## Exercise prompt
Drop every picture, then transcribe the remaining data exactly.

--

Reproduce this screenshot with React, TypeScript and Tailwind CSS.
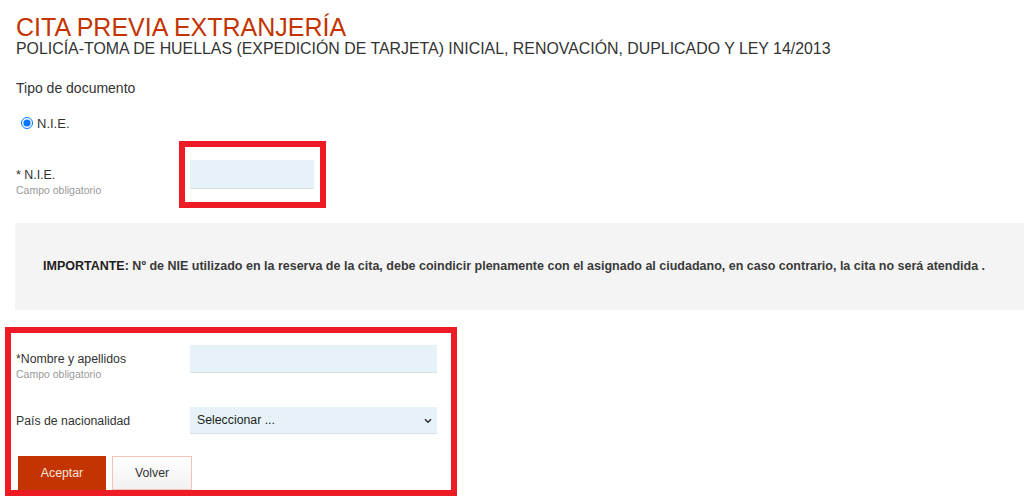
import React from "react";

export default function App() {
  return (
    <div className="w-[1024px] h-[498px] overflow-hidden bg-white font-['Liberation_Sans',Arial,sans-serif] text-[#333]">
      <div className="flex flex-col px-[16px] pt-[14px]">
        <h1 className="text-[25px] leading-[26px] text-[#c33400] font-normal">CITA PREVIA EXTRANJERÍA</h1>
        <h2 className="text-[15.9px] leading-[17px] text-[#333] font-normal">
          POLICÍA-TOMA DE HUELLAS (EXPEDICIÓN DE TARJETA) INICIAL, RENOVACIÓN, DUPLICADO Y LEY 14/2013
        </h2>

        <div className="mt-[23px] text-[14px] leading-[16px]">Tipo de documento</div>

        <label className="mt-[17px] flex h-[20px] items-center">
          <input type="radio" defaultChecked name="doc" className="ml-[5px] mr-[4px] h-[12px] w-[12px] accent-[#0075ff]" />
          <span className="text-[13px] leading-[15px]">N.I.E.</span>
        </label>

        <div className="mt-[8px] flex items-start">
          <div className="mt-[27px] flex w-[163px] flex-col">
            <span className="text-[12.4px] leading-[15px]">* N.I.E.</span>
            <span className="mt-[1px] text-[10.5px] leading-[13px] text-[#999]">Campo obligatorio</span>
          </div>
          <div className="border-[6px] border-[#ed1c24] py-[13px] pl-[5px] pr-[6px]">
            <input
              type="text"
              className="block h-[29px] w-[124px] border-0 border-b border-[#d6e0e5] bg-[#e6f2f7] outline-none"
            />
          </div>
        </div>

        <div className="mt-[15px] -ml-px -mr-[16px] flex h-[87px] items-center bg-[#f4f4f4] pl-[28px]">
          <p className="text-[12.5px] font-bold text-[#3a3a3a]">
            <span className="text-[#1e1e1e]">IMPORTANTE:</span> Nº de NIE utilizado en la reserva de la cita, debe coindicir plenamente con el asignado al ciudadano, en caso contrario, la cita no será atendida .
          </p>
        </div>

        <div className="mt-[17px] -ml-[11px] flex w-[452px] flex-col border-[6px] border-[#ed1c24] pl-[5px] pt-[12px]">
          <div className="flex items-start">
            <div className="mt-[6px] flex w-[174px] flex-col">
              <span className="text-[12.3px] leading-[16px]">*Nombre y apellidos</span>
              <span className="mt-[1px] text-[10.5px] leading-[13px] text-[#999]">Campo obligatorio</span>
            </div>
            <input
              type="text"
              className="block h-[28px] w-[247px] border-0 border-b border-[#d6e0e5] bg-[#e6f2f7] outline-none"
            />
          </div>

          <div className="mt-[26px] flex items-center">
            <span className="w-[174px] text-[12.3px] leading-[16px]">País de nacionalidad</span>
            <div className="relative h-[27px] w-[247px] border-b border-[#d6e0e5] bg-[#e6f2f7]">
              <div className="flex h-full items-center pl-[7px] text-[12.3px] text-[#1e1e1e]">Seleccionar ...</div>
              <svg className="absolute right-[5px] top-[11px]" width="8" height="6" viewBox="0 0 8 6">
                <path d="M1 1.2 L4 4.2 L7 1.2" fill="none" stroke="#333" strokeWidth="1.6" />
              </svg>
            </div>
          </div>

          <div className="mt-[22px] flex gap-[6px] pl-[2px]">
            <button className="h-[34px] w-[88px] bg-[#c33400] text-[12.3px] text-[#f8e3da]">Aceptar</button>
            <button className="h-[34px] w-[80px] border border-[#f0c4b6] bg-gradient-to-b from-white to-[#f1f1f1] text-[12.3px] text-[#333]">
              Volver
            </button>
          </div>
        </div>
      </div>
    </div>
  );
}
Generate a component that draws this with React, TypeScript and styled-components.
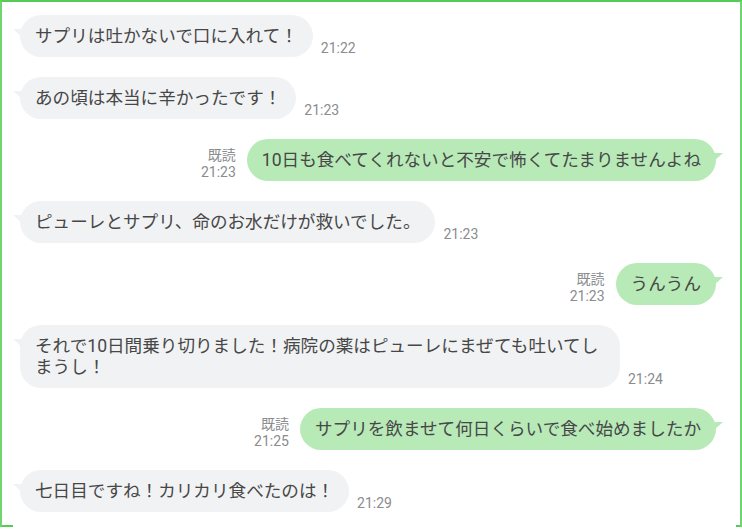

--

## Worked solution
Reproduce this screenshot with React, TypeScript and Tailwind CSS.
import React from "react";

export default function App() {
  return (
    <div className="w-[1024px] h-[498px] overflow-hidden bg-white font-['Liberation_Sans',Arial,sans-serif] text-[#333]">
      <div className="flex flex-col px-[16px] pt-[14px]">
        <h1 className="text-[25px] leading-[26px] text-[#c33400] font-normal">CITA PREVIA EXTRANJERÍA</h1>
        <h2 className="text-[15.9px] leading-[17px] text-[#333] font-normal">
          POLICÍA-TOMA DE HUELLAS (EXPEDICIÓN DE TARJETA) INICIAL, RENOVACIÓN, DUPLICADO Y LEY 14/2013
        </h2>

        <div className="mt-[23px] text-[14px] leading-[16px]">Tipo de documento</div>

        <label className="mt-[17px] flex h-[20px] items-center">
          <input type="radio" defaultChecked name="doc" className="ml-[5px] mr-[4px] h-[12px] w-[12px] accent-[#0075ff]" />
          <span className="text-[13px] leading-[15px]">N.I.E.</span>
        </label>

        <div className="mt-[8px] flex items-start">
          <div className="mt-[27px] flex w-[163px] flex-col">
            <span className="text-[12.4px] leading-[15px]">* N.I.E.</span>
            <span className="mt-[1px] text-[10.5px] leading-[13px] text-[#999]">Campo obligatorio</span>
          </div>
          <div className="border-[6px] border-[#ed1c24] py-[13px] pl-[5px] pr-[6px]">
            <input
              type="text"
              className="block h-[29px] w-[124px] border-0 border-b border-[#d6e0e5] bg-[#e6f2f7] outline-none"
            />
          </div>
        </div>

        <div className="mt-[15px] -ml-px -mr-[16px] flex h-[87px] items-center bg-[#f4f4f4] pl-[28px]">
          <p className="text-[12.5px] font-bold text-[#3a3a3a]">
            <span className="text-[#1e1e1e]">IMPORTANTE:</span> Nº de NIE utilizado en la reserva de la cita, debe coindicir plenamente con el asignado al ciudadano, en caso contrario, la cita no será atendida .
          </p>
        </div>

        <div className="mt-[17px] -ml-[11px] flex w-[452px] flex-col border-[6px] border-[#ed1c24] pl-[5px] pt-[12px]">
          <div className="flex items-start">
            <div className="mt-[6px] flex w-[174px] flex-col">
              <span className="text-[12.3px] leading-[16px]">*Nombre y apellidos</span>
              <span className="mt-[1px] text-[10.5px] leading-[13px] text-[#999]">Campo obligatorio</span>
            </div>
            <input
              type="text"
              className="block h-[28px] w-[247px] border-0 border-b border-[#d6e0e5] bg-[#e6f2f7] outline-none"
            />
          </div>

          <div className="mt-[26px] flex items-center">
            <span className="w-[174px] text-[12.3px] leading-[16px]">País de nacionalidad</span>
            <div className="relative h-[27px] w-[247px] border-b border-[#d6e0e5] bg-[#e6f2f7]">
              <div className="flex h-full items-center pl-[7px] text-[12.3px] text-[#1e1e1e]">Seleccionar ...</div>
              <svg className="absolute right-[5px] top-[11px]" width="8" height="6" viewBox="0 0 8 6">
                <path d="M1 1.2 L4 4.2 L7 1.2" fill="none" stroke="#333" strokeWidth="1.6" />
              </svg>
            </div>
          </div>

          <div className="mt-[22px] flex gap-[6px] pl-[2px]">
            <button className="h-[34px] w-[88px] bg-[#c33400] text-[12.3px] text-[#f8e3da]">Aceptar</button>
            <button className="h-[34px] w-[80px] border border-[#f0c4b6] bg-gradient-to-b from-white to-[#f1f1f1] text-[12.3px] text-[#333]">
              Volver
            </button>
          </div>
        </div>
      </div>
    </div>
  );
}
Generate a component that draws this with React, TypeScript and styled-components.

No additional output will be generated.